Llevo unos meses en este pueblo con una incógnita abierta que me ha desvelado un mundo que desconocía. Quiero acercarme, conversar, comprender, digerir, no mostrarme por más tiempo una extraña e ir saliendo de mi desconocimiento. No quiero huir más, no quiero ser más fugitiva.

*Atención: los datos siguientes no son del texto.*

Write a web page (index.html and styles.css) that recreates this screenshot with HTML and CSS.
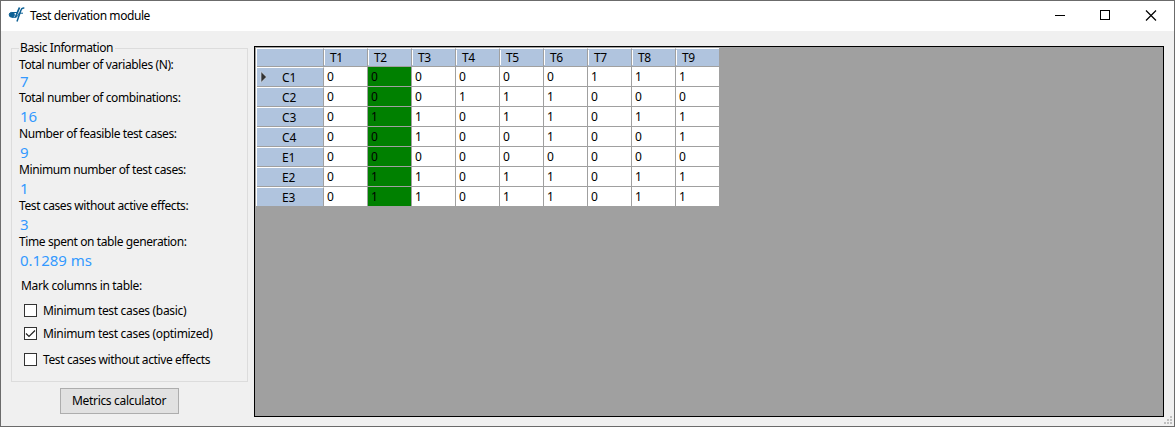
FILE: index.html
```
<!DOCTYPE html>
<html lang="en">
<head>
<meta charset="utf-8">
<title>Test derivation module</title>
<link rel="stylesheet" href="styles.css">
</head>
<body>
<div class="window">
  <header class="titlebar">
    <svg class="logo" width="17" height="18" viewBox="0 0 17 18" fill="none" stroke="#0d6094">
      <ellipse cx="3.800" cy="8.800" rx="2.600" ry="2.400" fill="#0d6094" stroke-width="1"/>
      <path d="M11.500 1.500L7.300 11.500" stroke-width="1.800"/>
      <path d="M16.300 2.200Q13.800 1.500 12.800 4.500L9 15.500" stroke-width="1.500"/>
      <path d="M4 6.500H9M4 11.300H7.500Q9.800 11 11 7.200H15" stroke-width="1"/>
    </svg>
    <span class="title">Test derivation module</span>
    <svg class="controls" width="119" height="29" viewBox="0 0 119 29" fill="none" stroke="#000" shape-rendering="crispEdges">
      <path d="M0 13.500h10"/>
      <rect x="45.500" y="8.500" width="9" height="9"/>
      <path d="M91 8.500l10 10M101 8.500l-10 10" shape-rendering="auto" stroke-width="1.200"/>
    </svg>
  </header>
  <main class="content">
    <section class="side">
      <fieldset class="info">
        <legend>Basic Information</legend>
        <dl class="stats">
          <dt>Total number of variables (N):</dt><dd class="first">7</dd>
          <dt>Total number of combinations:</dt><dd>16</dd>
          <dt>Number of feasible test cases:</dt><dd>9</dd>
          <dt>Minimum number of test cases:</dt><dd>1</dd>
          <dt>Test cases without active effects:</dt><dd>3</dd>
          <dt>Time spent on table generation:</dt><dd>0.1289 ms</dd>
        </dl>
        <p class="mark">Mark columns in table:</p>
        <label class="check c1"><span class="box"></span><span>Minimum test cases (basic)</span></label>
        <label class="check c2"><span class="box"><svg width="11" height="11" viewBox="0 0 11 11" fill="none" stroke="#222" stroke-width="1.200"><path d="M1 5.500L4 8.500L10 2.500"/></svg></span><span>Minimum test cases (optimized)</span></label>
        <label class="check c3"><span class="box"></span><span>Test cases without active effects</span></label>
      </fieldset>
      <button class="metrics">Metrics calculator</button>
    </section>
    <section class="gridview">
      <div class="table">
        <div class="row head"><b></b><i>T1</i><i>T2</i><i>T3</i><i>T4</i><i>T5</i><i>T6</i><i>T7</i><i>T8</i><i>T9</i></div>
        <div class="row"><b><svg class="arrow" width="9" height="12" viewBox="0 0 9 12"><path d="M2 .5v11L7.500 6z" fill="#333" stroke="#e8eef6" stroke-width=".6"/></svg>C1</b><i>0</i><i>0</i><i>0</i><i>0</i><i>0</i><i>0</i><i>1</i><i>1</i><i>1</i></div>
        <div class="row"><b>C2</b><i>0</i><i>0</i><i>0</i><i>1</i><i>1</i><i>1</i><i>0</i><i>0</i><i>0</i></div>
        <div class="row"><b>C3</b><i>0</i><i>1</i><i>1</i><i>0</i><i>1</i><i>1</i><i>0</i><i>1</i><i>1</i></div>
        <div class="row"><b>C4</b><i>0</i><i>0</i><i>1</i><i>0</i><i>0</i><i>1</i><i>0</i><i>0</i><i>1</i></div>
        <div class="row"><b>E1</b><i>0</i><i>0</i><i>0</i><i>0</i><i>0</i><i>0</i><i>0</i><i>0</i><i>0</i></div>
        <div class="row"><b>E2</b><i>0</i><i>1</i><i>1</i><i>0</i><i>1</i><i>1</i><i>0</i><i>1</i><i>1</i></div>
        <div class="row"><b>E3</b><i>0</i><i>1</i><i>1</i><i>0</i><i>1</i><i>1</i><i>0</i><i>1</i><i>1</i></div>
      </div>
    </section>
  </main>
  <svg class="grip" width="8" height="8" viewBox="0 0 8 8" fill="#bfbfbf"><path d="M6 0h2v2h-2zM3 3h2v2h-2zM6 3h2v2h-2zM0 6h2v2h-2zM3 6h2v2h-2zM6 6h2v2h-2z"/></svg>
</div>
</body>
</html>
```
FILE: styles.css
```
* { box-sizing: border-box; }
body { margin: 0; font: 12px/16px "Noto Sans", "Open Sans", sans-serif; color: #000; }
.window { position: relative; width: 1175px; height: 427px; border: 1px solid #6b6b6b; background: #f0f0f0; overflow: hidden; }
.titlebar { display: flex; align-items: flex-start; height: 30px; background: #fff; padding: 0 0 0 7px; }
.logo { margin-top: 5px; }
.title { margin: 7px 0 0 5px; letter-spacing: -.42px; white-space: nowrap; }
.controls { margin: 1px 0 0 auto; }
.content { display: flex; }
.side { width: 243px; padding: 9px 0 0 10px; margin-right: 10px; }
.info { position: relative; width: 237px; height: 342px; margin: 0; padding: 0 0 0 7px; border: 1px solid #dcdcdc; }
.info legend { height: 16px; padding: 0 2px 0 1px; line-height: 16px; letter-spacing: -.42px; }
.stats { margin: 1px 0 0; white-space: nowrap; }
.stats dt { height: 16px; letter-spacing: -.4px; }
.stats dd { margin: 0 0 0 1px; height: 20px; font-size: 15px; line-height: 20px; color: #3399ff; }
.stats dd.first { height: 17px; line-height: 16px; }
.mark { margin: 8px 0 0 2px; letter-spacing: -.34px; }
.check { display: flex; align-items: flex-start; gap: 6px; height: 16px; margin-left: 5px; letter-spacing: -.32px; white-space: nowrap; }
.c1 { margin-top: 9px; }
.c2 { margin-top: 7px; }
.c3 { margin-top: 10px; letter-spacing: -.38px; }
.box { display: flex; width: 13px; height: 13px; margin-top: 1px; border: 1px solid #333; background: #fff; }
.metrics { display: block; width: 119px; height: 26px; margin: 6px 0 0 49px; padding: 0 1px 1px 0; border: 1px solid #adadad; background: #e1e1e1; color: #000; font: inherit; letter-spacing: -.32px; }
.gridview { width: 910px; height: 371px; margin-top: 15px; padding: 1px; border: 1px solid #000; background: #a0a0a0; }
.table { width: 463px; border-left: 1px solid #fff; }
.row { display: grid; grid-template-columns: 67px repeat(8, 44px) 43px; height: 20px; }
.row b, .row i { font-weight: 400; font-style: normal; height: 20px; border-right: 1px solid #a0a0a0; border-bottom: 1px solid #a0a0a0; background: #fff; line-height: 19px; }
.row i { padding-left: 3px; }
.row i:last-child { border-right: 0; }
.row b { position: relative; padding-left: 25px; background: #b0c4de; border-top: 1px solid #fff; letter-spacing: -.2px; }
.row:last-child b, .row:last-child i { border-bottom: 0; height: 19px; }
.row:last-child { height: 19px; }
.row:not(.head) i:nth-child(3) { background: #008000; }
.arrow { position: absolute; left: 2px; top: 3px; }
.head { height: 19px; }
.row.head b, .row.head i { height: 19px; background: #b0c4de; border-top: 1px solid #fff; line-height: 18px; }
.row.head i { position: relative; padding-left: 6px; letter-spacing: -.3px; }
.row.head i::before { content: ""; position: absolute; left: 0; top: 1px; width: 1px; height: 15px; background: #fff; }
.grip { position: absolute; right: 2px; bottom: 2px; }
```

Entiendo estos dos nombres como dos perspectivas diferentes de un pueblo.  Estas perspectivas no sólo convergen aquí, sino que también se solapan y se mezclan e incluso a veces se encaran. Son dos partes que gozan de la suerte de ver la vida y poder transmitirla. Y son extrapolables. Cualquier rincón del mundo, por muy escondido que se muestre, dispondrá de sus dos partes. De dos partes que conversen y debatan. Dos concepciones de la vida que no tengan por qué resultarse extrañas y que entablen un dialogo del que cualquiera pueda participar. Participar para dejar de ser extraña en ningún lugar.